TEREO is a proof layer for AI coding that fixes one small promise at a time, resists goal drift, and leaves receipts so only gain that beats noise becomes the next baseline.
- TEREO fixes the round around scope, promise, check, and baseline before the edits begin.
- When a new problem appears, it asks whether that problem makes the current promise false before widening the task.
- A receipt records what was tested and why the verdict became keep, hold, or drop.
When AI changes code, TEREO checks if that change is really better.
keep only if gain > noise
Repo: https://github.com/kim-woojoo/tereo
What does this do?
Let me explain it in a simple way.
In normal AI coding, AI changes code, runs it again, and changes it again.
- The main agent edits the code.
- A sub-agent reviews it again.
- A harness or another verification layer may check it one more time.
The problem is this:
If there is no fixed standard in this process, the result may look good, but it is hard to know if it is really better.
So many kinds of errors happen.
User error
For example, let’s say you made project A with many kinds of code in it.
The code inside the project has different roles.
- Some code is UI.
- Some code is discount calculation.
- Some code is payment.
- Some code is data flow.
- Some code is testing.
A skilled developer can read this structure and flow fairly fast.

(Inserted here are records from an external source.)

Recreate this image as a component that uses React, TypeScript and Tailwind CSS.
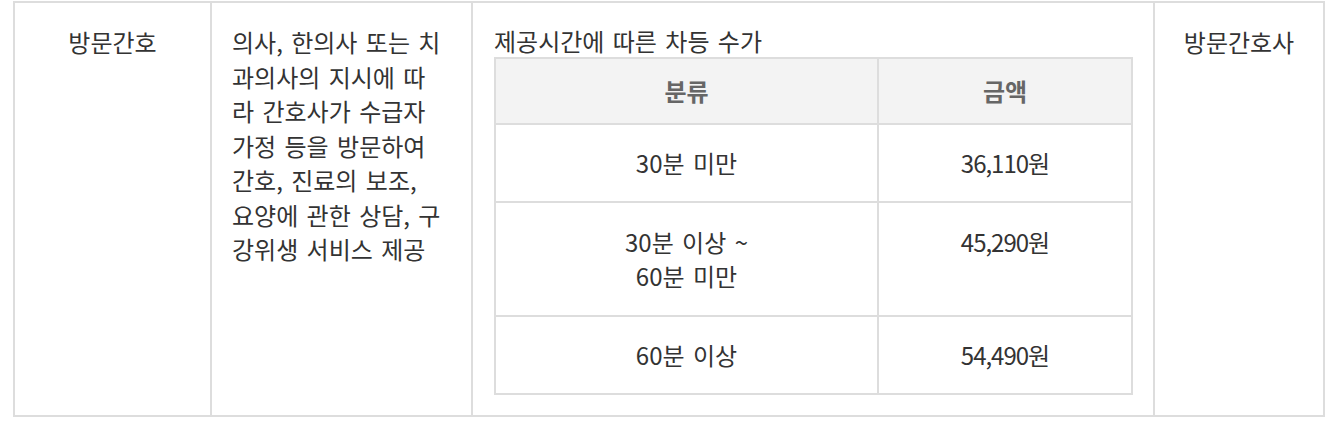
const description = [
  '의사, 한의사 또는 치',
  '과의사의 지시에 따',
  '라 간호사가 수급자',
  '가정 등을 방문하여',
  '간호, 진료의 보조,',
  '요양에 관한 상담, 구',
  '강위생 서비스 제공',
];

const fees = [
  { time: ['30분 미만'], price: '36,110원', tall: false },
  { time: ['30분 이상 ~', '60분 미만'], price: '45,290원', tall: true },
  { time: ['60분 이상'], price: '54,490원', tall: false },
];

export default function App() {
  return (
    <div className="bg-white pl-[13px] pt-[1px] pb-[4px] font-['Noto_Sans_CJK_KR',sans-serif] text-[24px] text-[#333] [word-spacing:3px]">
      <div className="flex w-[1312px] border-2 border-[#ddd]">
        {/* 구분 */}
        <div className="w-[197px] shrink-0 border-r-2 border-[#ddd] pt-[22px] text-center leading-[34.5px]">
          방문간호
        </div>

        {/* 내용 */}
        <div className="w-[261px] shrink-0 border-r-2 border-[#ddd] pt-[22px] pl-[20px] leading-[34.5px] whitespace-nowrap">
          {description.map((line, i) => (
            <div key={i}>{line}</div>
          ))}
        </div>

        {/* 수가 */}
        <div className="w-[682px] shrink-0 border-r-2 border-[#ddd] pt-[22px] pr-[20px] pb-[20px] pl-[21px]">
          <p className="leading-[32px]">제공시간에 따른 차등 수가</p>
          <div className="grid w-[639px] grid-cols-[383px_252px] border-2 border-[#ddd] text-center">
            <div className="border-r-2 border-b-2 border-[#ddd] bg-[#f3f3f3] py-[15px] leading-[34px] font-bold text-[#666]">
              분류
            </div>
            <div className="border-b-2 border-[#ddd] bg-[#f3f3f3] py-[15px] leading-[34px] font-bold text-[#666]">
              금액
            </div>
            {fees.map((row, i) => {
              const last = i === fees.length - 1;
              const pad = row.tall ? 'py-[22px]' : 'py-[21px]';
              return [
                <div
                  key={`t${i}`}
                  className={`border-r-2 border-[#ddd] ${pad} leading-[34px] ${last ? '' : 'border-b-2'}`}
                >
                  {row.time.map((t, j) => (
                    <div key={j}>{t}</div>
                  ))}
                </div>,
                <div
                  key={`p${i}`}
                  className={`border-[#ddd] ${pad} leading-[34px] tracking-[-1px] ${last ? '' : 'border-b-2'}`}
                >
                  {row.price}
                </div>,
              ];
            })}
          </div>
        </div>

        {/* 인력 */}
        <div className="flex-1 pt-[22px] text-center leading-[34.5px]">방문간호사</div>
      </div>
    </div>
  );
}
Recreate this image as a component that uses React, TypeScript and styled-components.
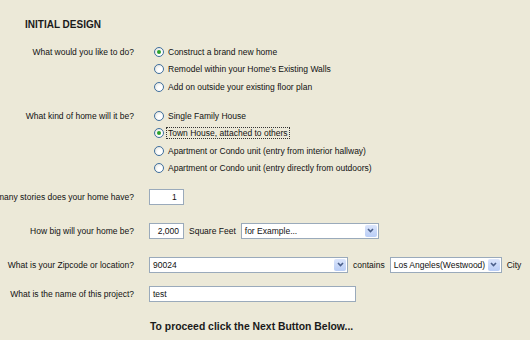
import React from 'react';
import styled, { createGlobalStyle } from 'styled-components';

const GlobalStyle = createGlobalStyle`
  html, body {
    margin: 0;
    padding: 0;
  }
  body {
    background: #ece9d8;
    font-family: 'Liberation Sans', Arial, sans-serif;
    color: #111;
    overflow: hidden;
  }
`;

const Page = styled.div`
  width: 530px;
  height: 340px;
  padding-top: 18px;
  box-sizing: border-box;
`;

const Title = styled.h1`
  margin: 0 0 0 25px;
  font-size: 10px;
  font-weight: bold;
  line-height: 13px;
  color: #1a1a1a;
`;

const Form = styled.div`
  display: flex;
  flex-direction: column;
`;

const Row = styled.div<{ $gap: number }>`
  display: grid;
  grid-template-columns: 134px 1fr;
  column-gap: 15px;
  margin-top: ${(p) => p.$gap}px;
`;

/* right aligned; long questions spill off to the left */
const Label = styled.div<{ $h: number }>`
  display: flex;
  justify-content: flex-end;
  align-items: center;
  height: ${(p) => p.$h}px;
  white-space: nowrap;
  font-size: 8.5px;
`;

const RadioGroup = styled.div`
  display: flex;
  flex-direction: column;
  padding-left: 5px;
`;

const Option = styled.div`
  display: flex;
  align-items: center;
  height: 17.5px;
  gap: 1px;
  font-size: 8.5px;
  white-space: nowrap;
`;

const Circle = styled.span<{ $on?: boolean }>`
  position: relative;
  width: 10px;
  height: 10px;
  box-sizing: border-box;
  border-radius: 50%;
  border: 1px solid #3f6f9e;
  background: radial-gradient(circle at 65% 65%, #ffffff 30%, #dcdcd4 100%);
  flex-shrink: 0;
  margin-right: 1px;

  &::after {
    content: '';
    display: ${(p) => (p.$on ? 'block' : 'none')};
    position: absolute;
    left: 2px;
    top: 2px;
    width: 4px;
    height: 4px;
    border-radius: 50%;
    background: #2aa12a;
  }
`;

const OptionText = styled.span<{ $focus?: boolean }>`
  padding: 0 1px;
  line-height: 10px;
  border: 1px dotted ${(p) => (p.$focus ? '#333' : 'transparent')};
`;

const Controls = styled.div`
  display: flex;
  align-items: center;
  gap: 5px;
  font-size: 8.5px;
  white-space: nowrap;
`;

const TextBox = styled.div<{ $w: number; $align?: string }>`
  width: ${(p) => p.$w}px;
  height: 16px;
  box-sizing: border-box;
  border: 1px solid #9aaabb;
  background: #fff;
  font-size: 8.5px;
  line-height: 14px;
  padding: 0 4px 0 3px;
  text-align: ${(p) => p.$align || 'left'};
`;

const Select = styled.div<{ $w: number }>`
  display: flex;
  align-items: stretch;
  width: ${(p) => p.$w}px;
  height: 16px;
  box-sizing: border-box;
  border: 1px solid #9aaabb;
  background: #fff;
`;

const SelectText = styled.span`
  flex: 1;
  padding-left: 3px;
  font-size: 8.5px;
  line-height: 14px;
  overflow: hidden;
`;

const ArrowButton = styled.span`
  width: 12px;
  margin: 1px;
  border-radius: 2px;
  background: linear-gradient(#dbe5fb, #b9cdf6);
  display: flex;
  align-items: center;
  justify-content: center;
`;

const Footer = styled.p`
  margin: 19px 0 0 150px;
  font-size: 10.4px;
  font-weight: bold;
  line-height: 12px;
  color: #1a1a1a;
`;

const Chevron = () => (
  <svg width="7" height="5" viewBox="0 0 7 5">
    <path d="M1 1 L3.5 3.5 L6 1" fill="none" stroke="#4b5f8a" strokeWidth="1.6" />
  </svg>
);

const Dropdown: React.FC<{ w: number; text: string }> = ({ w, text }) => (
  <Select $w={w}>
    <SelectText>{text}</SelectText>
    <ArrowButton>
      <Chevron />
    </ArrowButton>
  </Select>
);

const todo = [
  'Construct a brand new home',
  "Remodel within your Home's Existing Walls",
  'Add on outside your existing floor plan',
];

const kinds = [
  'Single Family House',
  'Town House, attached to others',
  'Apartment or Condo unit (entry from interior hallway)',
  'Apartment or Condo unit (entry directly from outdoors)',
];

const App: React.FC = () => {
  return (
    <Page>
      <GlobalStyle />
      <Title>INITIAL DESIGN</Title>
      <Form>
        <Row $gap={12}>
          <Label $h={17.5}>What would you like to do?</Label>
          <RadioGroup>
            {todo.map((t, i) => (
              <Option key={t}>
                <Circle $on={i === 0} />
                <OptionText>{t}</OptionText>
              </Option>
            ))}
          </RadioGroup>
        </Row>
        <Row $gap={11.5}>
          <Label $h={17.5}>What kind of home will it be?</Label>
          <RadioGroup>
            {kinds.map((t, i) => (
              <Option key={t}>
                <Circle $on={i === 1} />
                <OptionText $focus={i === 1}>{t}</OptionText>
              </Option>
            ))}
          </RadioGroup>
        </Row>
        <Row $gap={12}>
          <Label $h={16}>How many stories does your home have?</Label>
          <Controls>
            <TextBox $w={35} $align="right">
              1&nbsp;
            </TextBox>
          </Controls>
        </Row>
        <Row $gap={17.5}>
          <Label $h={16}>How big will your home be?</Label>
          <Controls>
            <TextBox $w={35} $align="right">
              2,000
            </TextBox>
            <span>Square Feet</span>
            <Dropdown w={138} text="for Example..." />
          </Controls>
        </Row>
        <Row $gap={18}>
          <Label $h={16}>What is your Zipcode or location?</Label>
          <Controls>
            <Dropdown w={199} text="90024" />
            <span>contains</span>
            <Dropdown w={112} text="Los Angeles(Westwood)" />
            <span>City</span>
          </Controls>
        </Row>
        <Row $gap={13}>
          <Label $h={16}>What is the name of this project?</Label>
          <Controls>
            <TextBox $w={207}>test</TextBox>
          </Controls>
        </Row>
      </Form>
      <Footer>To proceed click the Next Button Below...</Footer>
    </Page>
  );
};

export default App;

But vibe coders or non-developers often cannot.
So every time they try to change something, problems like this happen:
- Where should I start?
- Which files are connected?
- What should I not touch?
- Is this change really going in the right direction?
Verification error
For example, think about an online shop project.
The user wants to improve the 10% coupon feature.
On the surface, it looks simple.
“Isn’t it enough if the 10% discount works?”
But in real life, it is not that simple.
For example, this can happen:
- The 10% coupon discount works.
- But the total price calculation breaks and becomes negative.
- Or the whole checkout flow breaks.
In this case, it looks like part of it worked, but in reality it is a false improvement.
In other words:
- If you only look at the one thing that improved, it looks like success.
- If you look at the core behavior of the whole system, it is failure.
Goal drift
When AI edits code, it keeps finding new problems.
For example:
- “Oh? The tax rounding looks strange too.”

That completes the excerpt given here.